Transcribe the data in full and exactly, omitting any pictures.
-- begin RECORDED INFORMATION --
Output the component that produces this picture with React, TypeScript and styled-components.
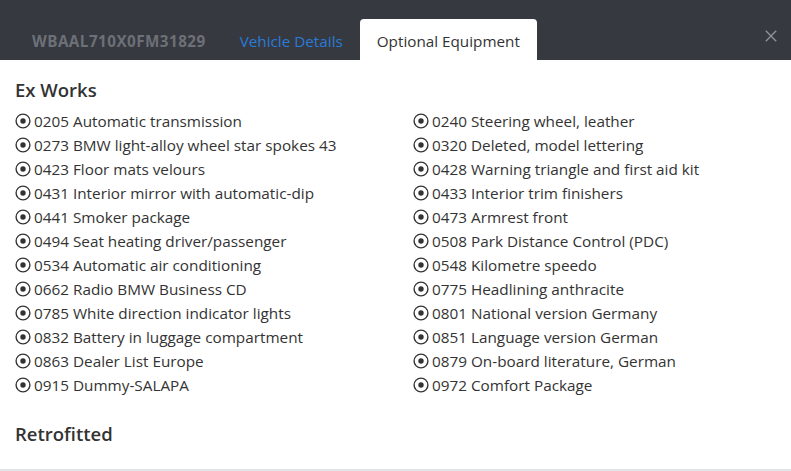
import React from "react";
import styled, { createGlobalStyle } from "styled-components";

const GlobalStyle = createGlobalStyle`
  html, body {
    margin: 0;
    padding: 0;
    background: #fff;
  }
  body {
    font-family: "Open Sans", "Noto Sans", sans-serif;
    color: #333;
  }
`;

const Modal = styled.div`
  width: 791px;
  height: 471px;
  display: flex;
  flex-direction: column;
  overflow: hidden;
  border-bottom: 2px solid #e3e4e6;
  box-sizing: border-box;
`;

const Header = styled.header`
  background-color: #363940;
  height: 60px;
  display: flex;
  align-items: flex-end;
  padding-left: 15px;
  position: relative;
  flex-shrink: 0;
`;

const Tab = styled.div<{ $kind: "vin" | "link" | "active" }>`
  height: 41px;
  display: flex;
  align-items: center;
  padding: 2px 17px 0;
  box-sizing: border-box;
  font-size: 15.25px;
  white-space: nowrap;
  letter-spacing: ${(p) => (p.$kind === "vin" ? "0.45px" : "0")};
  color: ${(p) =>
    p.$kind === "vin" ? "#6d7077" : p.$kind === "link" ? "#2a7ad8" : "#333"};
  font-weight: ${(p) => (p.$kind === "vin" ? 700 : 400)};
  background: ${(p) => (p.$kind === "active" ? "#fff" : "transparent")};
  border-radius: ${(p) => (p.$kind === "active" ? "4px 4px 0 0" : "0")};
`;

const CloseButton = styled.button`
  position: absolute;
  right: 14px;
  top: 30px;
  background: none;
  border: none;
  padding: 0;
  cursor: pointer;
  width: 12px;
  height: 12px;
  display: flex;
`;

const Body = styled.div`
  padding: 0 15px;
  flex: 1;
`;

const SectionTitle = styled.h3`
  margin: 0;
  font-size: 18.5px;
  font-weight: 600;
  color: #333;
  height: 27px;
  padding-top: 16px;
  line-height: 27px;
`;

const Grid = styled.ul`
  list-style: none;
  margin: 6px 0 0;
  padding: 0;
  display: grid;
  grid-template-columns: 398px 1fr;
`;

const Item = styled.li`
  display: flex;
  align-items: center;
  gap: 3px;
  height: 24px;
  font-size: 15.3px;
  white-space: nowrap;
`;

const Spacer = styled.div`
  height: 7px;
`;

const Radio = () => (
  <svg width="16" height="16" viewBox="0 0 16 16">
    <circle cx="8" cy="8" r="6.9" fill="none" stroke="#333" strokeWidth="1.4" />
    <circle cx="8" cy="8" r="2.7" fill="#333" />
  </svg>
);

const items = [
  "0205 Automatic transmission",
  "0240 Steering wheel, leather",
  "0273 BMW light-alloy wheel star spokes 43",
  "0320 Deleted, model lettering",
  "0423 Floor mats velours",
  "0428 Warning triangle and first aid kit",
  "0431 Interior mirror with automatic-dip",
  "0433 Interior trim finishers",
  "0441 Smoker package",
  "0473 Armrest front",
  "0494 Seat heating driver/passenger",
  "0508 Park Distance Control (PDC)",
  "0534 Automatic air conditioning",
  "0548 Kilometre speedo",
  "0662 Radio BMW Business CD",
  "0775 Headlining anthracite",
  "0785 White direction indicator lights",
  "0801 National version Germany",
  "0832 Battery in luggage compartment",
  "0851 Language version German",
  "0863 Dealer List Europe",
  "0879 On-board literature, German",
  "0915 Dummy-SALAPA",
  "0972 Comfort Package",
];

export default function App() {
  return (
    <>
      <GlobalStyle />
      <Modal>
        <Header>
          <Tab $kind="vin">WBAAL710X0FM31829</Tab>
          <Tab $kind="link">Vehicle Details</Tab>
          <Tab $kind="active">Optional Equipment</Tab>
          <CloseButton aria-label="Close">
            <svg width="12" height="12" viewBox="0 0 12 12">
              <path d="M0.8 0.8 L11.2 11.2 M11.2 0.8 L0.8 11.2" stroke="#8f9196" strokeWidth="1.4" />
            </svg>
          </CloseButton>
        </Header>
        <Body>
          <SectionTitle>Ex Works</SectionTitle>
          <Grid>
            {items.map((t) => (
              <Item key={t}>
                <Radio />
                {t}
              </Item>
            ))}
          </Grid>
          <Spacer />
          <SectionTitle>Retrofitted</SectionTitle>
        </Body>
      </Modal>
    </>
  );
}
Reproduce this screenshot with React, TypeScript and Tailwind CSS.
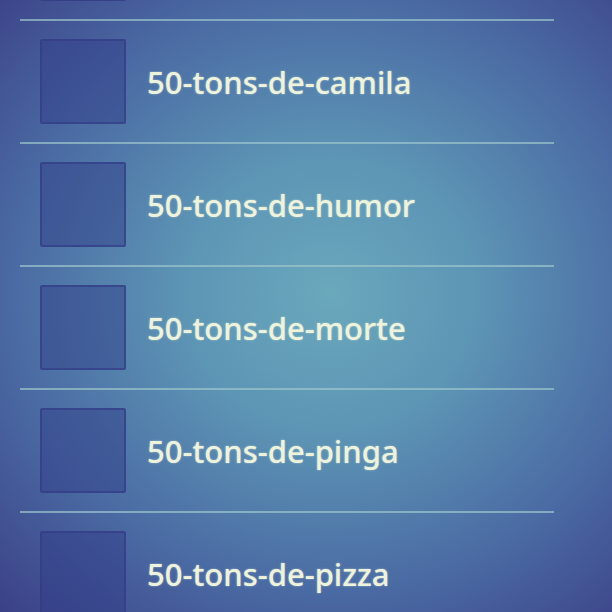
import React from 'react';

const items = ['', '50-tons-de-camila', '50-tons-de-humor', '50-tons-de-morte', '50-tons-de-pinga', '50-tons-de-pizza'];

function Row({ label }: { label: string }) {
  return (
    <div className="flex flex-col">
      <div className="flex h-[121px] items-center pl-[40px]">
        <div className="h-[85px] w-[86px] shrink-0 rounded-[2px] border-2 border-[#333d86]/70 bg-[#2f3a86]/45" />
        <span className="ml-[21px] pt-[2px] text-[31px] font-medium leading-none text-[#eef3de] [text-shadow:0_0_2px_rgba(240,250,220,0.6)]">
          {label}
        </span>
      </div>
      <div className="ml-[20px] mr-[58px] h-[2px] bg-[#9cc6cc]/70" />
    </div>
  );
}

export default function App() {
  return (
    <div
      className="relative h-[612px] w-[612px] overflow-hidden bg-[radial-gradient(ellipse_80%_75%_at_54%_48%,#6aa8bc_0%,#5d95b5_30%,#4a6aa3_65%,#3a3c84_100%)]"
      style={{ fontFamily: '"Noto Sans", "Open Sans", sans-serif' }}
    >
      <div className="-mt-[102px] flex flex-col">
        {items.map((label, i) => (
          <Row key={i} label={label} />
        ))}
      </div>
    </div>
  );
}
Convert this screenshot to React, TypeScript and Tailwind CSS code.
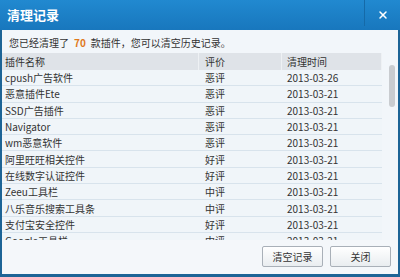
-- end RECORDED INFORMATION --
* **RESULT FOR THIS TASK**
Output the component that produces this picture with React, TypeScript and styled-components.
import React from "react";
import styled, { createGlobalStyle } from "styled-components";

const GlobalStyle = createGlobalStyle`
  html, body {
    margin: 0;
    padding: 0;
    background: #fff;
  }
  body {
    font-family: "Open Sans", "Noto Sans", sans-serif;
    color: #333;
  }
`;

const Modal = styled.div`
  width: 791px;
  height: 471px;
  display: flex;
  flex-direction: column;
  overflow: hidden;
  border-bottom: 2px solid #e3e4e6;
  box-sizing: border-box;
`;

const Header = styled.header`
  background-color: #363940;
  height: 60px;
  display: flex;
  align-items: flex-end;
  padding-left: 15px;
  position: relative;
  flex-shrink: 0;
`;

const Tab = styled.div<{ $kind: "vin" | "link" | "active" }>`
  height: 41px;
  display: flex;
  align-items: center;
  padding: 2px 17px 0;
  box-sizing: border-box;
  font-size: 15.25px;
  white-space: nowrap;
  letter-spacing: ${(p) => (p.$kind === "vin" ? "0.45px" : "0")};
  color: ${(p) =>
    p.$kind === "vin" ? "#6d7077" : p.$kind === "link" ? "#2a7ad8" : "#333"};
  font-weight: ${(p) => (p.$kind === "vin" ? 700 : 400)};
  background: ${(p) => (p.$kind === "active" ? "#fff" : "transparent")};
  border-radius: ${(p) => (p.$kind === "active" ? "4px 4px 0 0" : "0")};
`;

const CloseButton = styled.button`
  position: absolute;
  right: 14px;
  top: 30px;
  background: none;
  border: none;
  padding: 0;
  cursor: pointer;
  width: 12px;
  height: 12px;
  display: flex;
`;

const Body = styled.div`
  padding: 0 15px;
  flex: 1;
`;

const SectionTitle = styled.h3`
  margin: 0;
  font-size: 18.5px;
  font-weight: 600;
  color: #333;
  height: 27px;
  padding-top: 16px;
  line-height: 27px;
`;

const Grid = styled.ul`
  list-style: none;
  margin: 6px 0 0;
  padding: 0;
  display: grid;
  grid-template-columns: 398px 1fr;
`;

const Item = styled.li`
  display: flex;
  align-items: center;
  gap: 3px;
  height: 24px;
  font-size: 15.3px;
  white-space: nowrap;
`;

const Spacer = styled.div`
  height: 7px;
`;

const Radio = () => (
  <svg width="16" height="16" viewBox="0 0 16 16">
    <circle cx="8" cy="8" r="6.9" fill="none" stroke="#333" strokeWidth="1.4" />
    <circle cx="8" cy="8" r="2.7" fill="#333" />
  </svg>
);

const items = [
  "0205 Automatic transmission",
  "0240 Steering wheel, leather",
  "0273 BMW light-alloy wheel star spokes 43",
  "0320 Deleted, model lettering",
  "0423 Floor mats velours",
  "0428 Warning triangle and first aid kit",
  "0431 Interior mirror with automatic-dip",
  "0433 Interior trim finishers",
  "0441 Smoker package",
  "0473 Armrest front",
  "0494 Seat heating driver/passenger",
  "0508 Park Distance Control (PDC)",
  "0534 Automatic air conditioning",
  "0548 Kilometre speedo",
  "0662 Radio BMW Business CD",
  "0775 Headlining anthracite",
  "0785 White direction indicator lights",
  "0801 National version Germany",
  "0832 Battery in luggage compartment",
  "0851 Language version German",
  "0863 Dealer List Europe",
  "0879 On-board literature, German",
  "0915 Dummy-SALAPA",
  "0972 Comfort Package",
];

export default function App() {
  return (
    <>
      <GlobalStyle />
      <Modal>
        <Header>
          <Tab $kind="vin">WBAAL710X0FM31829</Tab>
          <Tab $kind="link">Vehicle Details</Tab>
          <Tab $kind="active">Optional Equipment</Tab>
          <CloseButton aria-label="Close">
            <svg width="12" height="12" viewBox="0 0 12 12">
              <path d="M0.8 0.8 L11.2 11.2 M11.2 0.8 L0.8 11.2" stroke="#8f9196" strokeWidth="1.4" />
            </svg>
          </CloseButton>
        </Header>
        <Body>
          <SectionTitle>Ex Works</SectionTitle>
          <Grid>
            {items.map((t) => (
              <Item key={t}>
                <Radio />
                {t}
              </Item>
            ))}
          </Grid>
          <Spacer />
          <SectionTitle>Retrofitted</SectionTitle>
        </Body>
      </Modal>
    </>
  );
}
Reproduce this screenshot with React, TypeScript and Tailwind CSS.
import React from 'react';

const items = ['', '50-tons-de-camila', '50-tons-de-humor', '50-tons-de-morte', '50-tons-de-pinga', '50-tons-de-pizza'];

function Row({ label }: { label: string }) {
  return (
    <div className="flex flex-col">
      <div className="flex h-[121px] items-center pl-[40px]">
        <div className="h-[85px] w-[86px] shrink-0 rounded-[2px] border-2 border-[#333d86]/70 bg-[#2f3a86]/45" />
        <span className="ml-[21px] pt-[2px] text-[31px] font-medium leading-none text-[#eef3de] [text-shadow:0_0_2px_rgba(240,250,220,0.6)]">
          {label}
        </span>
      </div>
      <div className="ml-[20px] mr-[58px] h-[2px] bg-[#9cc6cc]/70" />
    </div>
  );
}

export default function App() {
  return (
    <div
      className="relative h-[612px] w-[612px] overflow-hidden bg-[radial-gradient(ellipse_80%_75%_at_54%_48%,#6aa8bc_0%,#5d95b5_30%,#4a6aa3_65%,#3a3c84_100%)]"
      style={{ fontFamily: '"Noto Sans", "Open Sans", sans-serif' }}
    >
      <div className="-mt-[102px] flex flex-col">
        {items.map((label, i) => (
          <Row key={i} label={label} />
        ))}
      </div>
    </div>
  );
}
Convert this screenshot to React, TypeScript and Tailwind CSS code.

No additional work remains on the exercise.